═══ Dataset

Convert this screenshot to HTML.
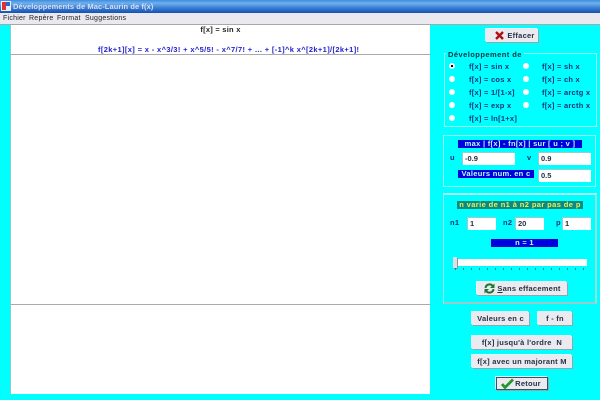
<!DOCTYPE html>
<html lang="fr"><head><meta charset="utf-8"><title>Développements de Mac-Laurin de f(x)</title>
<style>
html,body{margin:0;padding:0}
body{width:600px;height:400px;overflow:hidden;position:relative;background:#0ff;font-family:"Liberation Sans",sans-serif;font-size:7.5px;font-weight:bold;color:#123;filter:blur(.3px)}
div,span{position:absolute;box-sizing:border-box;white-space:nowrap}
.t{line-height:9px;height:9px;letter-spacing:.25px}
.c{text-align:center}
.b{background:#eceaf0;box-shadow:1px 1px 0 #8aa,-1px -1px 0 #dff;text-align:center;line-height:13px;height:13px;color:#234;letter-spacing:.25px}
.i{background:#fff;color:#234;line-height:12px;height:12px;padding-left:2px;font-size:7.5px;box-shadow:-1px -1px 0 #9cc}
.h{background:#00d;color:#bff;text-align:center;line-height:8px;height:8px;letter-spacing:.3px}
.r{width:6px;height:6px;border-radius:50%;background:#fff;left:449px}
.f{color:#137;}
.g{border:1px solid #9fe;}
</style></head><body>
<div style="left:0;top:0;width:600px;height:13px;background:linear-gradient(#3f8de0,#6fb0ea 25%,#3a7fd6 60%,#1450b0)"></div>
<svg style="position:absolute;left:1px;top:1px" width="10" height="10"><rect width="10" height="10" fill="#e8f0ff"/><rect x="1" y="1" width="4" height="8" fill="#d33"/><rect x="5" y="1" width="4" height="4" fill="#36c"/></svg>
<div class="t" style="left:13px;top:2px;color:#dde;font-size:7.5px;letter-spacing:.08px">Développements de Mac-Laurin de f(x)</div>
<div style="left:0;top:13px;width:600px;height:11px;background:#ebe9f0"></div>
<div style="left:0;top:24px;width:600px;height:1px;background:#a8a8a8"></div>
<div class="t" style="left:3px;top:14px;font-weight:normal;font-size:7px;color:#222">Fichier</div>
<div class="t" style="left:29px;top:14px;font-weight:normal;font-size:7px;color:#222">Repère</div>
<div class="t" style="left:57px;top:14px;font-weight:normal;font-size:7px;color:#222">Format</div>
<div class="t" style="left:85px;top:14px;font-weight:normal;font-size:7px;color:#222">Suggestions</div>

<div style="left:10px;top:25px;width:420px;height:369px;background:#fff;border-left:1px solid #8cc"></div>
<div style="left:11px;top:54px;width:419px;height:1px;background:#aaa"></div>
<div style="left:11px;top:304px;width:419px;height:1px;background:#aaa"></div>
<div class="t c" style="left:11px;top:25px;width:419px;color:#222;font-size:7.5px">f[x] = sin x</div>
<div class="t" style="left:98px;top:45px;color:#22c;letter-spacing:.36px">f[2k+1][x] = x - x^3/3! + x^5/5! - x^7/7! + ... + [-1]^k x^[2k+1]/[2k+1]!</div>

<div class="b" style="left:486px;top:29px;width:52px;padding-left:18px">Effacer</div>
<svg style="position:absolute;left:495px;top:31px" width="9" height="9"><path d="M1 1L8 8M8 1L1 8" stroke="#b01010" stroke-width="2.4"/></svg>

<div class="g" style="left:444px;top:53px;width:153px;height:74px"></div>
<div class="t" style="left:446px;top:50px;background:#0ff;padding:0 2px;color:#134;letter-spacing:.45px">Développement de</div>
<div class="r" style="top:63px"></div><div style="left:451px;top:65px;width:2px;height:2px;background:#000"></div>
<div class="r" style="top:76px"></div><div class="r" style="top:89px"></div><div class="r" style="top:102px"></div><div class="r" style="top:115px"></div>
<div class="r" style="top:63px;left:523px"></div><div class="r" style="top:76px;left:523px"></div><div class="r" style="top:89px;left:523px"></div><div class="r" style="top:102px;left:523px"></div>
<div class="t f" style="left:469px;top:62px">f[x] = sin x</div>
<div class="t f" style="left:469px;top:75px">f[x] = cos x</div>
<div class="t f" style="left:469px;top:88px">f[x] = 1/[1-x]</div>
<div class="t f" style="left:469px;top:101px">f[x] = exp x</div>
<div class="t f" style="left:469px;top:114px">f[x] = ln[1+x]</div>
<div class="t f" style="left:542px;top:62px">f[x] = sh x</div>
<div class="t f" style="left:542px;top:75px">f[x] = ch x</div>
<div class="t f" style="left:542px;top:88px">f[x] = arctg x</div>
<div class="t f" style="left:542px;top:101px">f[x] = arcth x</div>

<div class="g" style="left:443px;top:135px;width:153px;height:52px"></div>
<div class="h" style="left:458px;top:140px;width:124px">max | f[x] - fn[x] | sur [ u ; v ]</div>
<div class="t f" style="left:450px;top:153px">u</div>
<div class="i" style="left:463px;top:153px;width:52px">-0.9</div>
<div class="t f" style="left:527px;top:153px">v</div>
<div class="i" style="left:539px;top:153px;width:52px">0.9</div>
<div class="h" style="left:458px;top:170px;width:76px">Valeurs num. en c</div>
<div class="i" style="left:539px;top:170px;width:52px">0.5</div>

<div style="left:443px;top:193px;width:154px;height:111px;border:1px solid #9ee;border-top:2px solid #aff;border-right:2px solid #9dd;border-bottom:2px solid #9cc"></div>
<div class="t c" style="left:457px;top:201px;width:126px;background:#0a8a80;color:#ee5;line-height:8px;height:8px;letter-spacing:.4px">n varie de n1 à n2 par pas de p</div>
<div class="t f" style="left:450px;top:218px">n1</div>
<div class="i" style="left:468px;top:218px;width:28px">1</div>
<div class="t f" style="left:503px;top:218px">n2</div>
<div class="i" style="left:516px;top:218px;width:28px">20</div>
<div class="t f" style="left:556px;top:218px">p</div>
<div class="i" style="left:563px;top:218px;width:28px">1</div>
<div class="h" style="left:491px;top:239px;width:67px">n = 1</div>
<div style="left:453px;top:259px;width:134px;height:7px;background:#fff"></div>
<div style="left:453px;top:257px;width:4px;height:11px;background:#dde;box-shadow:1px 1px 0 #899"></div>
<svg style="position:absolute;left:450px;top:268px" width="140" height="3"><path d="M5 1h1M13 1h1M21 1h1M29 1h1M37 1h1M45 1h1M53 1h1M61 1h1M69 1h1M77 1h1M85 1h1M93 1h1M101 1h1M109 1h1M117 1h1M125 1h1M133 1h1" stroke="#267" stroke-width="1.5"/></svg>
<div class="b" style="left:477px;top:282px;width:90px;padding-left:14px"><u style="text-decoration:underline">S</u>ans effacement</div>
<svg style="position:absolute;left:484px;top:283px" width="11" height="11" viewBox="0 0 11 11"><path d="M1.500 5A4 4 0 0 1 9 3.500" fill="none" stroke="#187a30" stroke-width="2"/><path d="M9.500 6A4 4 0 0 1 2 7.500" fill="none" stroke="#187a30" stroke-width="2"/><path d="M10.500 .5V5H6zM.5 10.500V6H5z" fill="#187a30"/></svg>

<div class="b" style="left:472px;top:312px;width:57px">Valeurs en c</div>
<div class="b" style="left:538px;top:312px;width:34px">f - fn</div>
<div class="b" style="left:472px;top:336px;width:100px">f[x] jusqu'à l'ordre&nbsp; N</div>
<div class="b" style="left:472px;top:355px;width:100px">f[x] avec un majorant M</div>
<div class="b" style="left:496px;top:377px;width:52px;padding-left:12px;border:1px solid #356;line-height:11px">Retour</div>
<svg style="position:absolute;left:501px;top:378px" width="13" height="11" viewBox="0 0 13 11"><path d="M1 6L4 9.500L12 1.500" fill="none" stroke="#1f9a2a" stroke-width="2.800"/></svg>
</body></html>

══════
═══ Dataset

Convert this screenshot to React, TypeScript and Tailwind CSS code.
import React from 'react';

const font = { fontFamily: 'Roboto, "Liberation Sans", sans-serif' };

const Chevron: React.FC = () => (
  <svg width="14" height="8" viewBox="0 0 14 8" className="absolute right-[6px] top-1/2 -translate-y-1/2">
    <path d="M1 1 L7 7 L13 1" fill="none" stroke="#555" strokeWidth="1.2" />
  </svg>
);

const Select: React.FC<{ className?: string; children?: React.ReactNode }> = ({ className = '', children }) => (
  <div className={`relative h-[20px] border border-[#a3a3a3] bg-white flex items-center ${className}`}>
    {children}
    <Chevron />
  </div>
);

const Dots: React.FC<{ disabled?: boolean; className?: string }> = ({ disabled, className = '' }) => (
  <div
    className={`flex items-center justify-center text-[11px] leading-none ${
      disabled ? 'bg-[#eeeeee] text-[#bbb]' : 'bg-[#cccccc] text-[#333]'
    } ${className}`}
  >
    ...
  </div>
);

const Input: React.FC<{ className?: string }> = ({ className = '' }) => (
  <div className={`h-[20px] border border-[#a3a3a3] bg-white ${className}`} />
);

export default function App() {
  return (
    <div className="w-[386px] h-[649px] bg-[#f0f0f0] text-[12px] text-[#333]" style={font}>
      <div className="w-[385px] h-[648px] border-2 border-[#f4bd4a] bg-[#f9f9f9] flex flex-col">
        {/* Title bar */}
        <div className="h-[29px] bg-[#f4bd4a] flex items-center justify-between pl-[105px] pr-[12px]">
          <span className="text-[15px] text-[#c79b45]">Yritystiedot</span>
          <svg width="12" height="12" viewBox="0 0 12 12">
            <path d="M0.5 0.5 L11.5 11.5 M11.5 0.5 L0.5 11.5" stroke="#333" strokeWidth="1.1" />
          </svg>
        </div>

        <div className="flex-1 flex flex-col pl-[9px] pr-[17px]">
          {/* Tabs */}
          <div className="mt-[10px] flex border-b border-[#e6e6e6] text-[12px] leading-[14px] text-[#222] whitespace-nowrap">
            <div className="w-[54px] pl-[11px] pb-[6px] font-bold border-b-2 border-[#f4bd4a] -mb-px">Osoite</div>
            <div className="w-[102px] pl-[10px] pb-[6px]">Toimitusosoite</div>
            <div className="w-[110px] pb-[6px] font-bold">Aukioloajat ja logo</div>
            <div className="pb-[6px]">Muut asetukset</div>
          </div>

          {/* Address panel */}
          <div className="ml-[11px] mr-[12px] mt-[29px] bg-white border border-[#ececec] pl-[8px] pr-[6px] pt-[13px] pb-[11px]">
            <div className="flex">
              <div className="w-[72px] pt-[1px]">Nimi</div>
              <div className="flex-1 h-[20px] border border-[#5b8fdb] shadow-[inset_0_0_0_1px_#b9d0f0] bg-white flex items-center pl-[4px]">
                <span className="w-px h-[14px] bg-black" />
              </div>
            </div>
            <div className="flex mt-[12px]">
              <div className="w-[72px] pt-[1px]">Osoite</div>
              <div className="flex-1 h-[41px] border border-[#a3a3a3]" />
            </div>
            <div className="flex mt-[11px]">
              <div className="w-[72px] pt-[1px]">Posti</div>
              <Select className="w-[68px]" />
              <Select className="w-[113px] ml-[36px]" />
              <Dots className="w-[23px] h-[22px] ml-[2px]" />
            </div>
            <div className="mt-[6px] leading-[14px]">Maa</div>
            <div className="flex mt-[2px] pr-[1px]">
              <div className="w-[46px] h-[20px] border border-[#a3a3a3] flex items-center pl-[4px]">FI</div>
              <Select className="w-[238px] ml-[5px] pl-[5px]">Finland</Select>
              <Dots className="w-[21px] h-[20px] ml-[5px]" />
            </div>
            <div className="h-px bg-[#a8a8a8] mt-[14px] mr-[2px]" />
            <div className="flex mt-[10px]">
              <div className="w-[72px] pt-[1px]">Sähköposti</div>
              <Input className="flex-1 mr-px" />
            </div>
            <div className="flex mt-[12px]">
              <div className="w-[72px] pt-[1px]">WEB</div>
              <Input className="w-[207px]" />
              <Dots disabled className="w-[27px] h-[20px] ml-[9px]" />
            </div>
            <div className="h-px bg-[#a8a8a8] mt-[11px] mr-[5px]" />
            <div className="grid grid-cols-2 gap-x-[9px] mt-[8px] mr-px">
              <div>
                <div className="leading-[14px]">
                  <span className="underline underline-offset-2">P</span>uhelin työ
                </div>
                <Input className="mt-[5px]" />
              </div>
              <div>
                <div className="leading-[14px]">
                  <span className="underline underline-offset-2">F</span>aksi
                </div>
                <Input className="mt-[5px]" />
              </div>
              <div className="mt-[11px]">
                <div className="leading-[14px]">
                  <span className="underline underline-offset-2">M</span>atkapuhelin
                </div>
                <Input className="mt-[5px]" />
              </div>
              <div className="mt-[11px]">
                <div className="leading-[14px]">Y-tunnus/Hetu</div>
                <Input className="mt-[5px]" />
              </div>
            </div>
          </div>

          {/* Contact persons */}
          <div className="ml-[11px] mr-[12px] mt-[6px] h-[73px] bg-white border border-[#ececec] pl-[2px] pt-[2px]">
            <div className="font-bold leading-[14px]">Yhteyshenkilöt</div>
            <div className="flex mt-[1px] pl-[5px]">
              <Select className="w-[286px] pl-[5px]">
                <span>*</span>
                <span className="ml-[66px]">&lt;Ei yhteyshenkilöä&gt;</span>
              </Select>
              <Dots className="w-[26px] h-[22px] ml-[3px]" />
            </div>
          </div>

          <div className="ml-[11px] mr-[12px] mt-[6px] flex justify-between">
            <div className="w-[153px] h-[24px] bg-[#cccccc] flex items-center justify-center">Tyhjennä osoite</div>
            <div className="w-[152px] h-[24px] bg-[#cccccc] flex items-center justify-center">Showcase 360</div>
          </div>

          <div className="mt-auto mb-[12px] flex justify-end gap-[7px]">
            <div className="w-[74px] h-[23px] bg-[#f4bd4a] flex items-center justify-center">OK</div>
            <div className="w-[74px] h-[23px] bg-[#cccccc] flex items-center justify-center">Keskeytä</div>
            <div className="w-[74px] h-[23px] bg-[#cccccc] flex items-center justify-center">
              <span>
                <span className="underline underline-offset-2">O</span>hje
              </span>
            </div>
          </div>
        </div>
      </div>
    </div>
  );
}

══════

# Objective
The required output is the number of lines containing the word "this", and nothing besides.

# Solution to the problem
2